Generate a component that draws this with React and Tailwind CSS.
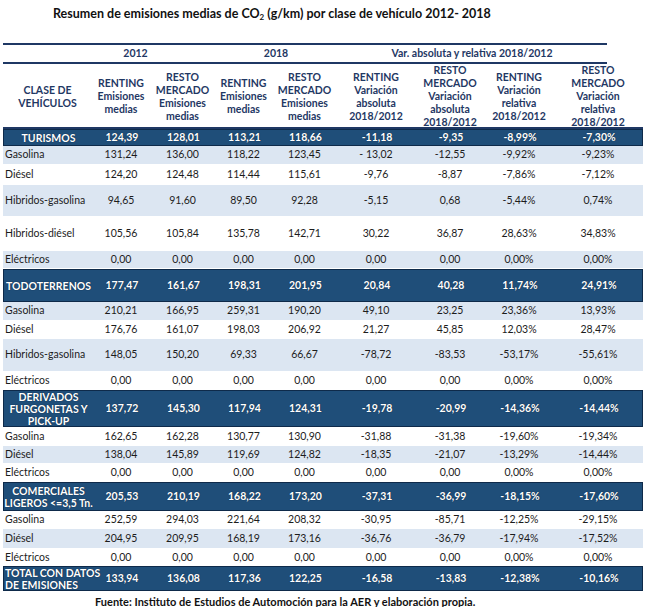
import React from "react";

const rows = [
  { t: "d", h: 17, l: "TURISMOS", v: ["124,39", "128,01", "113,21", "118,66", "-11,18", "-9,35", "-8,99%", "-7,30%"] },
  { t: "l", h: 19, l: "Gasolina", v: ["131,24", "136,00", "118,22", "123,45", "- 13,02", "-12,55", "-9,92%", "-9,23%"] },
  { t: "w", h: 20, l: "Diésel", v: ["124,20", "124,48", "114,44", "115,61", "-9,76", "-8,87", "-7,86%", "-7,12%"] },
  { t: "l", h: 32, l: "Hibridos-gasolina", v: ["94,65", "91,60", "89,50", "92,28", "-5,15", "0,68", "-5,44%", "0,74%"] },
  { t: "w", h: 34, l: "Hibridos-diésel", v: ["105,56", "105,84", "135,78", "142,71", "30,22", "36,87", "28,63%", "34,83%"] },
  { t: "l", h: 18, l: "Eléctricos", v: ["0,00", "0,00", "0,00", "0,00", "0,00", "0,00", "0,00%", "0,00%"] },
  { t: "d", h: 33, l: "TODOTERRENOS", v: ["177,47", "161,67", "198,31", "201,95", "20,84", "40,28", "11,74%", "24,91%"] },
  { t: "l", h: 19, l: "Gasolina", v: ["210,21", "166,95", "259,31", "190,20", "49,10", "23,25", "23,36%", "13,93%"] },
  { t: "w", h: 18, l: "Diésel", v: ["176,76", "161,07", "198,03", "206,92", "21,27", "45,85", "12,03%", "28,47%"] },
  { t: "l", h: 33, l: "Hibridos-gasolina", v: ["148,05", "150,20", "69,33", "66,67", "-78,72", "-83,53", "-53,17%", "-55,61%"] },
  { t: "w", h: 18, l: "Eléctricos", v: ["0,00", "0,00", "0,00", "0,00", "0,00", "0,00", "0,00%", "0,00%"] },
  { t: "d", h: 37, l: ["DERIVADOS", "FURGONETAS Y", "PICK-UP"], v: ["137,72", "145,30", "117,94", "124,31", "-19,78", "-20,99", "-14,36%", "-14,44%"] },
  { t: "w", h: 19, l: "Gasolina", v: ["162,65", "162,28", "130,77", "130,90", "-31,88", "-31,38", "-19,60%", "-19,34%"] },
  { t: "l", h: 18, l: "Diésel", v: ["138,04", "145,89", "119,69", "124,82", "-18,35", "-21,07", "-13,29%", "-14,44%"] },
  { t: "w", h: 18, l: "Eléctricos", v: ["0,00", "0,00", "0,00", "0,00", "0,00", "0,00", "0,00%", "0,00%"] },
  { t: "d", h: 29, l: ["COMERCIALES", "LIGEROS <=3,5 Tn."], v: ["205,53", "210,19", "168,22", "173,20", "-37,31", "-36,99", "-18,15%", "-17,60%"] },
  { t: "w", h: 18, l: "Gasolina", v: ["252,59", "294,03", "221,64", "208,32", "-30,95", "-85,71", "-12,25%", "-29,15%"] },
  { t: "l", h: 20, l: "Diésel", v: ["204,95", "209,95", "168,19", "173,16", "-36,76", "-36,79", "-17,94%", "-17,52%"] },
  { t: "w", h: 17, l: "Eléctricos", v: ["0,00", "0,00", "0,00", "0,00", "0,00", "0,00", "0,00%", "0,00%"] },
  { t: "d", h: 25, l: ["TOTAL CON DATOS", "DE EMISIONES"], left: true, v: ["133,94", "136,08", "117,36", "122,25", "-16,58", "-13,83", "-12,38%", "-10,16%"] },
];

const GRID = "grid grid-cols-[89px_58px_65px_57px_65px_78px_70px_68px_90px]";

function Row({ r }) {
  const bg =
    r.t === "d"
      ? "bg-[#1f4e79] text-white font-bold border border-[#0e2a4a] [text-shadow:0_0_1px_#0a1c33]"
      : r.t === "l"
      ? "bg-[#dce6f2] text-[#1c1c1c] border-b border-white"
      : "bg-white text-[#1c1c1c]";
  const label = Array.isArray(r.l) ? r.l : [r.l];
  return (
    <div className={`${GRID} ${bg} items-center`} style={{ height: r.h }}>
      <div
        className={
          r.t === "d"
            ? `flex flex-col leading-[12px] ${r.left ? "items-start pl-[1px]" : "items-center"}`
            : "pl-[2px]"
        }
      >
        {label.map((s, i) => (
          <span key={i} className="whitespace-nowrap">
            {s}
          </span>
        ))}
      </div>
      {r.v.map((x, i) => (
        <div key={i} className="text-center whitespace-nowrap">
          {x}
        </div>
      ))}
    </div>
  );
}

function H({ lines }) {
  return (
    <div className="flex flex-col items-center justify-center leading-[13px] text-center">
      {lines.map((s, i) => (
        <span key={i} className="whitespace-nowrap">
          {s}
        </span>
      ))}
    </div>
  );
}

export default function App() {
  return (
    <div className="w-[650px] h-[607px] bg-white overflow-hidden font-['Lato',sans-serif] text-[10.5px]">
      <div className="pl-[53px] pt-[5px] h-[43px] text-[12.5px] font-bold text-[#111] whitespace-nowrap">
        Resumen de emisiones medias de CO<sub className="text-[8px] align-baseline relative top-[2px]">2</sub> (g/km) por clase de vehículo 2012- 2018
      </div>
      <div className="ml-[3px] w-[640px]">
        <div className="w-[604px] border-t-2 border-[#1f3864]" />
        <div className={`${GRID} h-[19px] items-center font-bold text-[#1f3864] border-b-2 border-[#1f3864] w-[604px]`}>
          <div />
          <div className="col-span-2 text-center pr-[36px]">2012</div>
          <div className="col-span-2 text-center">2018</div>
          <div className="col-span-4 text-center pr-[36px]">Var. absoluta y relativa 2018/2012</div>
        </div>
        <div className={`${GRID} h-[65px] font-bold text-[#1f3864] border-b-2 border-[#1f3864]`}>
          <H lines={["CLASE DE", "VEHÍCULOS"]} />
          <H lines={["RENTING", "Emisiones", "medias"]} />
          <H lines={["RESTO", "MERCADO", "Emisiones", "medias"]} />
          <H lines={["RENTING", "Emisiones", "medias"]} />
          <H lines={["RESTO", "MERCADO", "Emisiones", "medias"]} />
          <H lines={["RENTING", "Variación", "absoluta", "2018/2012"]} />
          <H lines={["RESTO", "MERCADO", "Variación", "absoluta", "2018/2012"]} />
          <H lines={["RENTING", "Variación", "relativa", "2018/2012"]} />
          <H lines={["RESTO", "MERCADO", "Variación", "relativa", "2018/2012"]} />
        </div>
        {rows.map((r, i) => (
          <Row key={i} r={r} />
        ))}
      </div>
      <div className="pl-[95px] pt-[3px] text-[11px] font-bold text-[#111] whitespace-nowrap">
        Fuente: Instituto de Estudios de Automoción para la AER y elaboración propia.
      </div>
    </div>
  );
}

__Set task__:
Restate each line from the start of the listing through the line bearing "import React from" word for word. Drop the pictures.

__Solution to this problem__:
Generate a component that draws this with React and Tailwind CSS.
import React from "react";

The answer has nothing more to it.